Devil’s Island (1939, USA)
A remake of the 1926 silent film of the same name, Devil’s Island also shares a lot in common with The Prisoner of Shark Island (1936), Those High Grey Walls (1939) and the later Hellgate (1952); all have the chief protagonist providing medical assistance to a wounded reprobate and then being charged with being an accomplice. The hero in this one, however, seems less a victim of circumstance.
Dr Charles Gaudet (Boris Karloff) is the physician in this case, charged with treason after racing to the assistance of a old patient, just himself convicted of treason, who has been shot while escaping from custody. Gaudet gets 10 years in the French penal colony, which ensures that he remains fairly grumpy for the duration of the film.
Upon arrival at Devil’s Island, Gaudet is seen to be too clever and is immediately treated as a threat; Colonel Armand Lucien, the man in charge of the penal colony and its regular guillotinings, quickly sets about putting him in his place. But Gaudet refuses to be quieted. He continues to protest his innocence, complains about the medical treatment (or lack thereof) afforded one of the inmates, and is part of a group of prisoners who revolt, resulting in one guard being attacked with a shovel. The revolt is short-lived. Lucien determines that all the rioters will be executed.
But then Lucien’s young daughter is badly injured in a fall from a buggy, and the colony’s resident doctor, Dr Duval, admits that the only person who can save her is the resident brain surgeon, Dr Gaudet. Lucien’s initial response is to deny a life-saving operation to his daughter rather than ask a prisoner for a favour, but Madame Lucien (Nedda Harrigan) intervenes, and the Colonel relents. Gaudet insists that if the daughter lives, not only his life be spared, but the lives of all the other skirmishers as well; Lucien reluctantly agrees.
The operation is of course a success. Gaudet’s escapes execution, but is nonetheless thrown in ‘the pits’ as punishment [an indoor hole in the ground with a grate over the top, as opposed to the breezier outdoor model seen in Condemned! (1929)]. He is thoughtfully let out of his pit to witness the execution of the shovel-wielder, Pierre; the Colonel having gone back on his word once the guard died of his injuries. Gaudet bribes his way to an escape, taking five others along with him for the ride – but the getaway boat runs out of fuel and they drift in searing heat until being rescued – by the prison ship en route to Devil’s Island. Gaudet is just about to be executed when the new Minister for Colonies steps in, grants him a full pardon and arrests Lucien for misappropriation of funds, and more. Hourra! Justice is finally served – unless you hold the view that any decent man would have called the Police in addition to tending to the injured escapee.

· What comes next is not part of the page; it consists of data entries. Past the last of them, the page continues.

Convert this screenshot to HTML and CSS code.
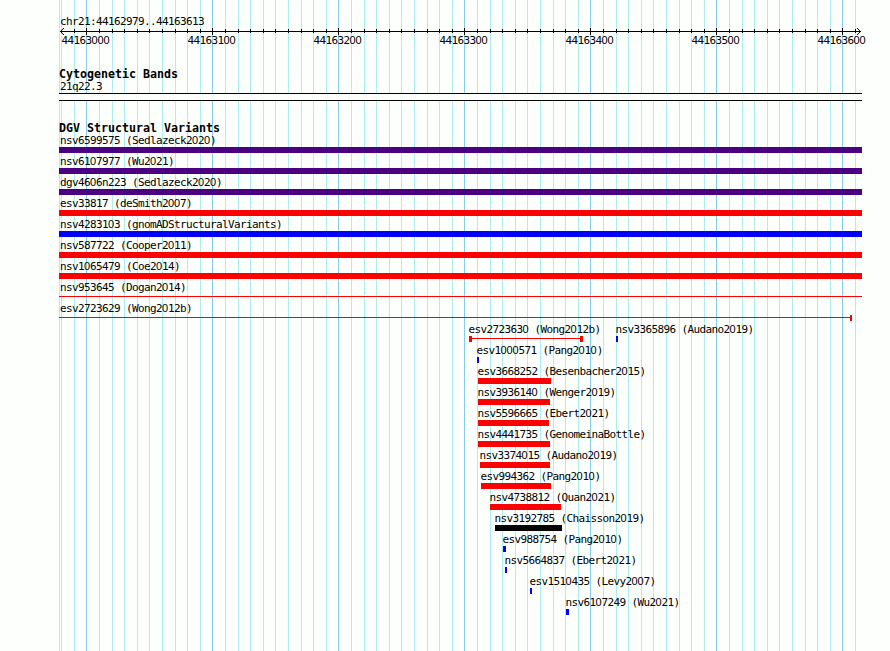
FILE: index.html
```html
<!DOCTYPE html>
<html lang="en">
<head>
<meta charset="utf-8">
<title>chr21:44162979..44163613</title>
<link rel="stylesheet" href="styles.css">
</head>
<body>
<main class="browser">
  <svg class="grid" id="grid" width="803" height="651" shape-rendering="crispEdges"></svg>
  <section class="ruler">
    <div class="label">chr21:44162979..44163613</div>
    <svg class="axis" id="axis" width="803" height="9" shape-rendering="crispEdges"></svg>
    <div class="ticks">
      <span class="label">44163000</span><span class="label">44163100</span><span class="label">44163200</span><span class="label">44163300</span><span class="label">44163400</span><span class="label">44163500</span><span class="label">44163600</span>
    </div>
  </section>
  <section class="bands">
    <h2>Cytogenetic Bands</h2>
    <div class="label">21q22.3</div>
    <div class="band"></div>
  </section>
  <section class="variants">
    <h2>DGV Structural Variants</h2>
    <div id="rows"></div>
  </section>
</main>
<script src="script.js"></script>
</body>
</html>
```
FILE: styles.css
```css
* { box-sizing: border-box; }
body { margin: 0; background: #fdfffc; color: #000; }
.browser {
  position: relative;
  width: 810px;
  height: 651px;
  margin-left: 59px;
  font-family: "DejaVu Sans Mono", monospace;
}
.grid { position: absolute; left: 0; top: 0; z-index: -1; }
.label {
  height: 12px;
  padding-left: 1px;
  font-size: 11px;
  line-height: 12px;
  letter-spacing: -0.622px;
  white-space: pre;
}
.zero {
  font-family: "Liberation Sans", sans-serif;
  letter-spacing: -0.117px;
  line-height: 0;
}
h2 {
  height: 13px;
  margin: 0;
  font-size: 11.63px;
  line-height: 13px;
  white-space: pre;
}
.ruler { height: 68px; padding-top: 16px; }
.axis { display: block; margin-top: -1px; }
.ticks { display: flex; padding-left: 1.5px; margin-top: -1px; }
.ticks .label { flex: 0 0 126px; }
.ticks .label:last-child { flex-basis: 50px; }
.bands { height: 54px; }
.band { width: 803px; height: 8px; border: solid #000; border-width: 1px 0; background: #fdfffc; }
.row { height: 21px; display: grid; grid-template-rows: 21px; }
.item { grid-area: 1 / 1; width: max-content; }
.item.inner .label { padding-left: 0; margin-left: -0.5px; }
.bar { height: 6px; }
.thin { display: flex; align-items: flex-start; }
.thin::before { content: ""; flex: 1; order: 1; height: 1px; margin-top: 2px; background: #f00; }
.cap { width: 3px; height: 6px; background: #f00; }
.cap.start { order: 0; }
.cap.end { order: 2; }
.cap.slim { width: 2px; }
.red { background: #f00; }
.blue { background: #00f; }
.indigo { background: #4b0082; }
.black { background: #000; }
```
FILE: script.js
```js
const NS = "http://www.w3.org/2000/svg";
const steps = [0, 13, 26, 38, 51, 63, 76, 89, 101, 114];

function rect(svg, x, y, w, h, fill) {
  const r = document.createElementNS(NS, "rect");
  Object.entries({ x, y, width: w, height: h, fill }).forEach(([k, v]) => r.setAttribute(k, v));
  svg.append(r);
}

const positions = [[2, false], [15, false]];
for (let major = 27; major < 803; major += 126) {
  steps.forEach((s, i) => { if (major + s < 800) positions.push([major + s, i === 0]); });
}

const grid = document.getElementById("grid");
const axis = document.getElementById("axis");
rect(grid, 0, 0, 1, 651, "#afeeee");
positions.forEach(([x, major]) => {
  rect(grid, x, 0, 1, 651, major ? "#87ceeb" : "#afeeee");
  if (x > 2) rect(axis, x, major ? 1 : 2, 1, major ? 7 : 4, "#000");
});
rect(axis, 1, 4, 801, 1, "#000");
[1, 2, 3].forEach(i => {
  rect(axis, 1 + i, 4 - i, 1, 1, "#000");
  rect(axis, 1 + i, 4 + i, 1, 1, "#000");
  rect(axis, 801 - i, 4 - i, 1, 1, "#000");
  rect(axis, 801 - i, 4 + i, 1, 1, "#000");
});

// Each row holds [name, start, end, colour, style], in track pixels.
const rows = [
  [["nsv6599575 (Sedlazeck2020)", 0, 803, "indigo"]],
  [["nsv6107977 (Wu2021)", 0, 803, "indigo"]],
  [["dgv4606n223 (Sedlazeck2020)", 0, 803, "indigo"]],
  [["esv33817 (deSmith2007)", 0, 803, "red"]],
  [["nsv4283103 (gnomADStructuralVariants)", 0, 803, "blue"]],
  [["nsv587722 (Cooper2011)", 0, 803, "red"]],
  [["nsv1065479 (Coe2014)", 0, 803, "red"]],
  [["nsv953645 (Dogan2014)", 0, 803, "", "line"]],
  [["esv2723629 (Wong2012b)", 0, 793, "", "end"]],
  [["esv2723630 (Wong2012b)", 410, 524, "", "both"], ["nsv3365896 (Audano2019)", 557, 559, "blue"]],
  [["esv1000571 (Pang2010)", 418, 420, "blue"]],
  [["esv3668252 (Besenbacher2015)", 419, 492, "red"]],
  [["nsv3936140 (Wenger2019)", 419, 491, "red"]],
  [["nsv5596665 (Ebert2021)", 419, 490, "red"]],
  [["nsv4441735 (GenomeinaBottle)", 419, 491, "red"]],
  [["nsv3374015 (Audano2019)", 421, 491, "red"]],
  [["esv994362 (Pang2010)", 422, 492, "red"]],
  [["nsv4738812 (Quan2021)", 431, 502, "red"]],
  [["nsv3192785 (Chaisson2019)", 436, 503, "black"]],
  [["esv988754 (Pang2010)", 444, 447, "blue"]],
  [["nsv5664837 (Ebert2021)", 446, 448, "blue"]],
  [["esv1510435 (Levy2007)", 471, 473, "blue"]],
  [["nsv6107249 (Wu2021)", 507, 510, "blue"]]
];

const caps = {
  line: "",
  end: '<i class="cap end slim"></i>',
  both: '<i class="cap start"></i><i class="cap end"></i>'
};
document.getElementById("rows").innerHTML = rows.map(items =>
  '<div class="row">' + items.map(([name, a, b, colour, style]) =>
    `<div class="item${a ? " inner" : ""}" style="margin-left:${a}px"><div class="label">${name}</div>` +
    `<div class="bar ${style ? "thin" : colour}" style="width:${b - a}px">${style ? caps[style] : ""}</div></div>`
  ).join("") + "</div>"
).join("");

// Plain, undotted zeros in the label face.
document.querySelectorAll(".label").forEach(el => {
  el.innerHTML = el.textContent.replace(/0/g, '<span class="zero">0</span>');
});
```
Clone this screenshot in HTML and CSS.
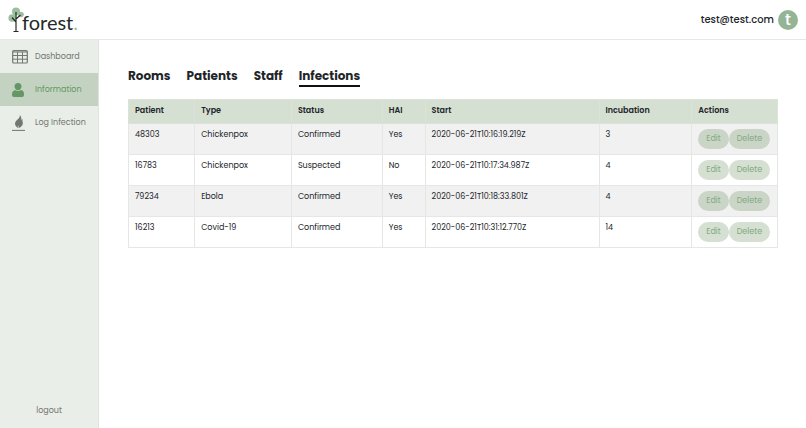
FILE: index.html
```html
<!DOCTYPE html>
<html lang="en">
<head>
    <meta charset="UTF-8">
    <meta name="viewport" content="width=device-width, initial-scale=1.0">
    <title>forest.</title>
    <link rel="stylesheet" href="styles.css">
</head>
<body>
    <!-- Top Bar -->
    <header class="topbar">
        <a href="#" class="brand">
            <svg class="brand-tree" viewBox="0 0 16 26" aria-hidden="true">
                <g fill="#9cc09f">
                    <circle cx="8" cy="4.500" r="4"/>
                    <circle cx="4.200" cy="11" r="3.800"/>
                    <circle cx="13" cy="7.500" r="2.800"/>
                </g>
                <path d="M8 5v19.500M4 10.500l4 4.500M8 12l4.500-4M5.500 24.500h5" fill="none" stroke="#242a28" stroke-width="1.200"/>
            </svg>
            <span class="brand-name">forest<span class="brand-dot">.</span></span>
        </a>
        <div class="account">
            <span class="email">test@test.com</span>
            <span class="avatar">t</span>
        </div>
    </header>

    <div class="layout">
        <!-- Sidebar -->
        <nav class="sidebar">
            <a href="#" class="nav-item">
                <svg class="nav-icon" viewBox="0 0 16 16" aria-hidden="true">
                    <rect x=".7" y="1.700" width="14.600" height="12.300" rx="1" fill="none" stroke="currentColor" stroke-width="1.200"/>
                    <path d="M.7 3h14.600M.7 6.500h14.600M.7 10.200h14.600M5.500 3v11M10.500 3v11" fill="none" stroke="currentColor"/>
                </svg>
                Dashboard
            </a>
            <a href="#" class="nav-item active">
                <svg class="nav-icon" viewBox="1 0 16 16" aria-hidden="true">
                    <path d="M7 1a3.500 3.500 0 0 1 3.500 3.500C10.500 6.500 9 8.200 7 8.200S3.500 6.500 3.500 4.500A3.500 3.500 0 0 1 7 1zM4 8q3 2 6 0c2 .3 3 1.800 3 4V13q0 2-2 2H3q-2 0-2-2v-.8c0-2.200 1-3.700 3-4z" fill="currentColor"/>
                </svg>
                Information
            </a>
            <a href="#" class="nav-item">
                <svg class="nav-icon" viewBox="1 0 16 16" aria-hidden="true">
                    <path d="M8.800 0c.3 2-.8 3.300-2.600 4.800C4 6.700 3.300 9 4.800 11l2 2.200c-.3-1.200 0-2 .6-2.800.3 1 .3 1.800 0 2.800 3-1 5-3.500 4.300-6.200-.3-1-.4-1.800 0-3-.7.3-1.100.8-1.300 1.400C10.500 3.300 10.200 1.300 8.800 0z" fill="currentColor"/>
                    <path d="M1 15.400h13" stroke="currentColor"/>
                </svg>
                Log Infection
            </a>
            <a href="#" class="logout">logout</a>
        </nav>

        <!-- Main Content -->
        <main class="content">
            <nav class="tabs">
                <a href="#">Rooms</a>
                <a href="#">Patients</a>
                <a href="#">Staff</a>
                <a href="#" class="current">Infections</a>
            </nav>

            <table class="infections">
                <colgroup>
                    <col class="col-patient">
                    <col class="col-type">
                    <col class="col-status">
                    <col class="col-hai">
                    <col class="col-start">
                    <col class="col-incubation">
                    <col class="col-actions">
                </colgroup>
                <thead>
                    <tr>
                        <th>Patient</th>
                        <th>Type</th>
                        <th>Status</th>
                        <th>HAI</th>
                        <th>Start</th>
                        <th>Incubation</th>
                        <th>Actions</th>
                    </tr>
                </thead>
                <tbody>
                    <tr>
                        <td>48303</td>
                        <td>Chickenpox</td>
                        <td>Confirmed</td>
                        <td>Yes</td>
                        <td>2020-06-21T10:16:19.219Z</td>
                        <td>3</td>
                        <td><div class="actions"><button type="button">Edit</button><button type="button">Delete</button></div></td>
                    </tr>
                    <tr>
                        <td>16783</td>
                        <td>Chickenpox</td>
                        <td>Suspected</td>
                        <td>No</td>
                        <td>2020-06-21T10:17:34.987Z</td>
                        <td>4</td>
                        <td><div class="actions"><button type="button">Edit</button><button type="button">Delete</button></div></td>
                    </tr>
                    <tr>
                        <td>79234</td>
                        <td>Ebola</td>
                        <td>Confirmed</td>
                        <td>Yes</td>
                        <td>2020-06-21T10:18:33.801Z</td>
                        <td>4</td>
                        <td><div class="actions"><button type="button">Edit</button><button type="button">Delete</button></div></td>
                    </tr>
                    <tr>
                        <td>16213</td>
                        <td>Covid-19</td>
                        <td>Confirmed</td>
                        <td>Yes</td>
                        <td>2020-06-21T10:31:12.770Z</td>
                        <td>14</td>
                        <td><div class="actions"><button type="button">Edit</button><button type="button">Delete</button></div></td>
                    </tr>
                </tbody>
            </table>
        </main>
    </div>
</body>
</html>
```
FILE: styles.css
```css
/* General Styles */
* {
    box-sizing: border-box;
}

body {
    margin: 0;
    min-height: 100vh;
    display: flex;
    flex-direction: column;
    font-family: 'Poppins', 'Inter', sans-serif;
    font-size: 8px;
    line-height: 12px;
    color: #212529;
    background-color: #fff;
}

a {
    color: inherit;
    text-decoration: none;
}

/* Top Bar */
.topbar {
    display: flex;
    justify-content: space-between;
    align-items: center;
    height: 40px;
    padding: 0 8px;
    border-bottom: 1px solid #e6e8e6;
}

.brand {
    display: flex;
    align-items: center;
}

.brand-tree {
    width: 16px;
    height: 26px;
    margin-right: -2px;
}

.brand-name {
    font-family: 'Lato', sans-serif;
    font-size: 20px;
    line-height: 26px;
    padding-top: 4px;
    color: #242a28;
}

.brand-dot {
    color: #9cc09f;
}

.account {
    display: flex;
    align-items: center;
    gap: 4px;
}

.email {
    font-size: 10px;
    font-weight: 500;
}

.avatar {
    display: flex;
    justify-content: center;
    align-items: center;
    width: 20px;
    height: 20px;
    border-radius: 50%;
    background-color: #94b595;
    color: #fff;
    font-size: 16px;
    font-weight: 500;
}

/* Sidebar */
.layout {
    display: flex;
    flex: 1;
}

.sidebar {
    display: flex;
    flex-direction: column;
    width: 99px;
    background-color: #e9eee8;
    border-right: 1px solid #dfe3de;
    color: #737673;
}

.nav-item {
    display: flex;
    align-items: center;
    gap: 7px;
    height: 33px;
    padding-left: 12px;
}

.nav-item.active {
    background-color: #c4d3c1;
    color: #659764;
}

.nav-icon {
    width: 16px;
    height: 16px;
}

.logout {
    margin-top: auto;
    padding-bottom: 11px;
    text-align: center;
}

/* Main Content */
.content {
    flex: 1;
    padding: 27px 28px 28px 29px;
}

.tabs {
    display: flex;
    gap: 16px;
    margin-bottom: 12px;
    font-size: 12px;
    line-height: 18px;
    font-weight: 700;
}

.tabs a {
    border-bottom: 2px solid transparent;
}

.tabs .current {
    border-bottom-color: #111;
}

/* Infections Table */
.infections {
    width: 100%;
    table-layout: fixed;
    border-collapse: collapse;
    border: 1px solid #e4e7e4;
}

.col-patient {
    width: 10.2%;
}

.col-type {
    width: 14.9%;
}

.col-status {
    width: 14%;
}

.col-hai {
    width: 6.6%;
}

.col-start {
    width: 26.8%;
}

.col-incubation {
    width: 14.3%;
}

.col-actions {
    width: 13.2%;
}

.infections th,
.infections td {
    padding: 5px 0 0 6px;
    border: 1px solid #e4e7e4;
    text-align: left;
    vertical-align: top;
}

.infections th {
    height: 24px;
    background-color: #d5dfd2;
    border-color: #dbe3d9;
    font-weight: 600;
}

.infections td {
    height: 31px;
}

.infections tbody tr:nth-child(odd) {
    background-color: #f1f1f1;
}

.actions {
    display: flex;
}

.actions button {
    height: 20px;
    padding: 0 8px;
    border: none;
    border-radius: 10px;
    background-color: #d5dfd2;
    color: #80aa80;
    font-family: inherit;
    font-size: 8px;
    cursor: pointer;
}

.infections tbody tr:nth-child(odd) button {
    background-color: #cad5c7;
}
```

The producers seem at pains not to offend the French, noting at the start that the story is “purely fictional” and that all this happened many years ago. “A modern understanding of penal administration has brought a change. Today humanity makes easier the burden of correction. For modern France is committed to the task of remaking men… not breaking them.” That’s not exactly the message that you get from Women of Devil’s Island (1962), but it’s good to know anyway.
Posted on October 11th, 2012 at 7:53 pm. Updated on October 11th, 2012 at 8:00 pm.